Amazingly, a club official said leaving the ground early was common policy: "[Touré] left before the end to miss the traffic. It's normal procedure."
Presumably it is not normal procedure for the players to be at loggerheads with each other so often as, in addition to Milner and Touré, the club's highest earner on £220,000 a week, clashing previously, Emmanuel Adebayor and Vincent Kompany were arguing on the pitch during Wolverhampton Wanderers' fully deserved victory on Saturday.
There is also some confusion over why Carlos Tevez has been allowed to return to Argentina where his family live while he is trying to recover from a "dead" leg. It seems some players want to be anywhere but with their team-mates.
City now have the vultures pecking at what already appears to be the carcass of their challenge for Chelsea's crown and it's debatable how long the club's owner, Sheikh Mansour, will stand for hearing that his team have been beaten in West Bromwich and Wolverhampton and that they are attracting unsavoury headlines relating to excessive drinking and infighting.
The statistical knowledge that Mark Hughes' City had taken two more points from the first 10 games last season than the present crop have – and were still in the Carling Cup – does not help.
At the very core of a looming Eastlands crisis is the painful failure of this extravagantly assembled collection of stars and egos to evolve as a convincing title-chasing team. Their response to falling behind with more than half an hour left was thoroughly inadequate.
What City would give for some of the home-spun unity their former centre-half Mick McCarthy has instilled at Molineux; virtues that saw Wolves to their first League victory since the season's opening afternoon.
While the 19th-placed club thrillingly pulled themselves together and struck with first League goals of 2010 by Nenad Milijas and David Edwards, City, on top of all those bust-up and booze-up stories, displayed more of their increasingly seen match-day snarling and shrugging at each other with Adebayor and Kompany the chief culprits.

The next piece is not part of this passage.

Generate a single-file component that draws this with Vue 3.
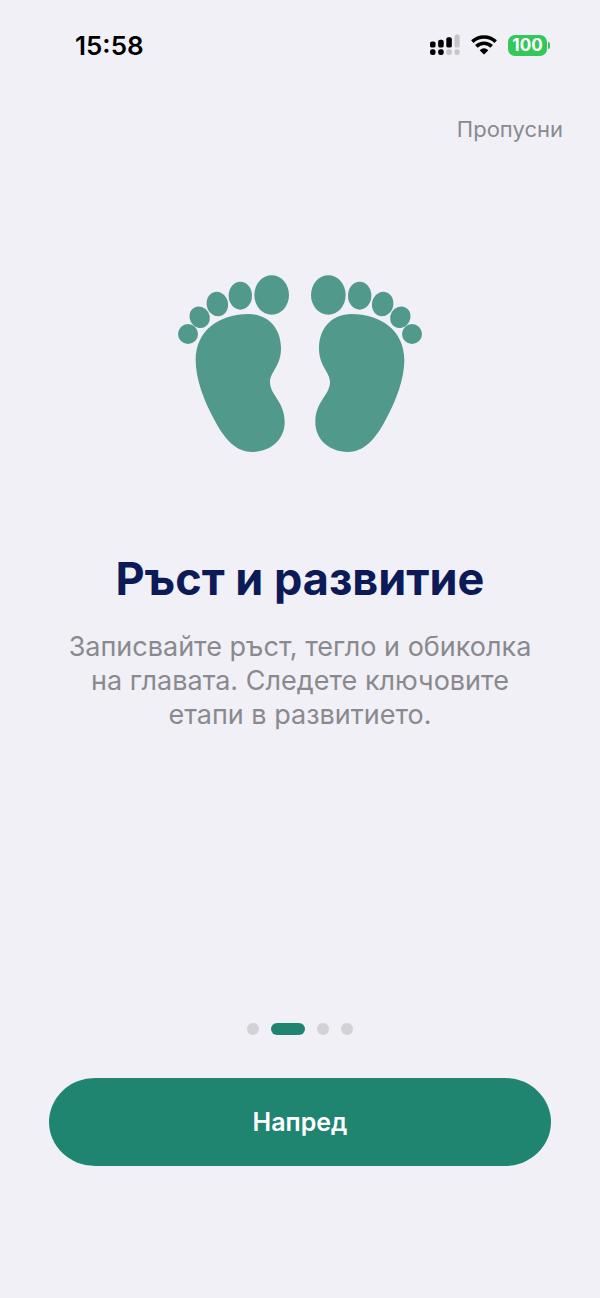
<template>
  <div class="screen" lang="bg">
    <header class="status-bar">
      <time class="clock">15:58</time>
      <div class="status-icons">
        <svg class="signal" viewBox="0 0 92 66" aria-hidden="true">
          <g>
            <rect x="0" y="22" width="17" height="19" rx="6" />
            <rect x="25" y="17" width="17" height="24" rx="6" />
            <rect x="50" y="9" width="17" height="32" rx="6" />
            <rect class="off" x="75" y="1" width="16" height="40" rx="6" />
            <rect x="0" y="46" width="17" height="18" rx="7" />
            <rect x="25" y="46" width="17" height="18" rx="7" />
            <rect class="off" x="50" y="46" width="17" height="18" rx="7" />
            <rect class="off" x="75" y="46" width="16" height="18" rx="7" />
          </g>
        </svg>
        <svg class="wifi" viewBox="0 0 78 60" aria-hidden="true">
          <path class="arc" d="M4 20 A51 51 0 0 1 74 20" />
          <path class="arc" d="M16 34 A33 33 0 0 1 62 34" />
          <path d="M26 46 Q39 34 52 46 L41 57 Q39 59 37 57 Z" />
        </svg>
        <div class="battery">
          <span class="battery-level">100</span>
          <span class="battery-cap"></span>
        </div>
      </div>
    </header>

    <div class="top-actions">
      <button type="button" class="skip" @click="skip">Пропусни</button>
    </div>

    <main class="slide">
      <svg class="feet" viewBox="39 30 732 534" aria-hidden="true">
        <g v-for="side in feet" :key="side.name" :transform="side.transform">
          <ellipse cx="320" cy="90" rx="52" ry="59" />
          <ellipse cx="226" cy="92" rx="35" ry="42" />
          <ellipse cx="157" cy="117" rx="32" ry="37" transform="rotate(-12 157 117)" />
          <ellipse cx="104" cy="157" rx="30" ry="33" transform="rotate(-30 104 157)" />
          <ellipse cx="69" cy="207" rx="30" ry="30" />
          <path
            d="M250 147 C310 147 348 190 348 250 C348 305 315 320 315 352 C315 390 359 410 359 472 C359 525 315 561 262 561 C215 561 180 525 150 468 C115 405 92 340 92 285 C92 195 165 147 250 147 Z"
          />
        </g>
      </svg>
      <h1 class="title">{{ title }}</h1>
      <p class="description">{{ description }}</p>
    </main>

    <footer class="footer">
      <div class="dots">
        <span
          v-for="n in total"
          :key="n"
          class="dot"
          :class="{ active: n === step }"
        ></span>
      </div>
      <button type="button" class="next" @click="next">Напред</button>
    </footer>
  </div>
</template>

<script setup>
import { ref } from 'vue';

const total = 4;
const step = ref(2);

const title = 'Ръст и развитие';
const description =
  'Записвайте ръст, тегло и обиколка на главата. Следете ключовите етапи в развитието.';

// the right foot is the left one mirrored
const feet = [
  { name: 'left', transform: 'translate(0 0)' },
  { name: 'right', transform: 'translate(810 0) scale(-1 1)' }
];

function next() {
  if (step.value < total) {
    step.value++;
  }
}

function skip() {
  step.value = total;
}
</script>

<style>
body {
  margin: 0;
  background-color: #f1f0f6;
}
</style>

<style scoped>
.screen {
  display: flex;
  flex-direction: column;
  min-height: 100vh;
  box-sizing: border-box;
  padding-bottom: 132px;
  background-color: #f1f0f6;
  font-family: Inter, "Noto Sans", sans-serif;
}

.status-bar {
  display: flex;
  justify-content: space-between;
  align-items: center;
  height: 90px;
  padding: 0 50px 0 75px;
}

.clock {
  font-size: 26px;
  font-weight: 600;
  color: #000;
}

.status-icons {
  display: flex;
  align-items: center;
  gap: 11px;
}

.signal {
  width: 30px;
  height: 22px;
}

.off {
  fill: #c6c6c9;
}

.wifi {
  width: 26px;
  height: 20px;
}

.arc {
  fill: none;
  stroke: #000;
  stroke-width: 11;
}

.battery {
  display: flex;
  align-items: center;
  gap: 1px;
}

.battery-level {
  width: 39px;
  height: 21px;
  border-radius: 7px;
  background-color: #35c759;
  color: #fff;
  font-size: 17px;
  font-weight: 700;
  line-height: 21px;
  text-align: center;
}

.battery-cap {
  width: 2px;
  height: 7px;
  border-radius: 0 2px 2px 0;
  background-color: #35c759;
}

.top-actions {
  display: flex;
  justify-content: flex-end;
  padding: 23px 37px 0;
}

.skip {
  padding: 0;
  border: none;
  background: none;
  color: #8a8a8e;
  font-family: inherit;
  font-size: 22px;
  line-height: 32px;
  cursor: pointer;
}

.slide {
  display: flex;
  flex-direction: column;
  align-items: center;
  flex: 1;
  padding: 130px 48px 0;
}

.feet {
  width: 244px;
  height: 178px;
  fill: #50998b;
}

.title {
  margin: 100px 0 0;
  color: #0c1b58;
  font-size: 45px;
  font-weight: 700;
  line-height: 52px;
  text-align: center;
}

.description {
  max-width: 480px;
  margin: 25px 0 0;
  color: #8a8a8e;
  font-size: 27px;
  line-height: 34px;
  text-align: center;
}

.footer {
  display: flex;
  flex-direction: column;
  gap: 43px;
  padding: 0 49px;
}

.dots {
  display: flex;
  justify-content: center;
  gap: 12px;
}

.dot {
  width: 12px;
  height: 12px;
  border-radius: 6px;
  background-color: #d1d1d6;
}

.dot.active {
  width: 34px;
  background-color: #208570;
}

.next {
  width: 100%;
  height: 88px;
  border: none;
  border-radius: 46px / 44px;
  background-color: #208570;
  color: #fff;
  font-family: inherit;
  font-size: 25px;
  font-weight: 600;
  cursor: pointer;
}
</style>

So hot under the collar did Mancini become that his blue-and-white scarf, which came out of mothballs for the first time this season, behaved just as his team's performance did. It unravelled and ended in a heap.
"It's impossible for us to play like that," he said, adding that City had to learn to win without Tevez. "It was the worst we have played. We played very badly in the second half and it is important to understand why."
If Mancini doesn't come up with quick answers he will be in trouble. He failed to offer any immediate explanations for the capitulation but will by now have rewatched a game in which his defenders found no more of an answer to the menace of Matt Jarvis than Manchester United's full-backs had four nights earlier. The winger was outstanding and is timing to perfection his run at a place in England's squad for the friendly against France. "Their bench was probably worth three times what our entire squad cost but I think we wanted it more than them," Edwards said, tellingly.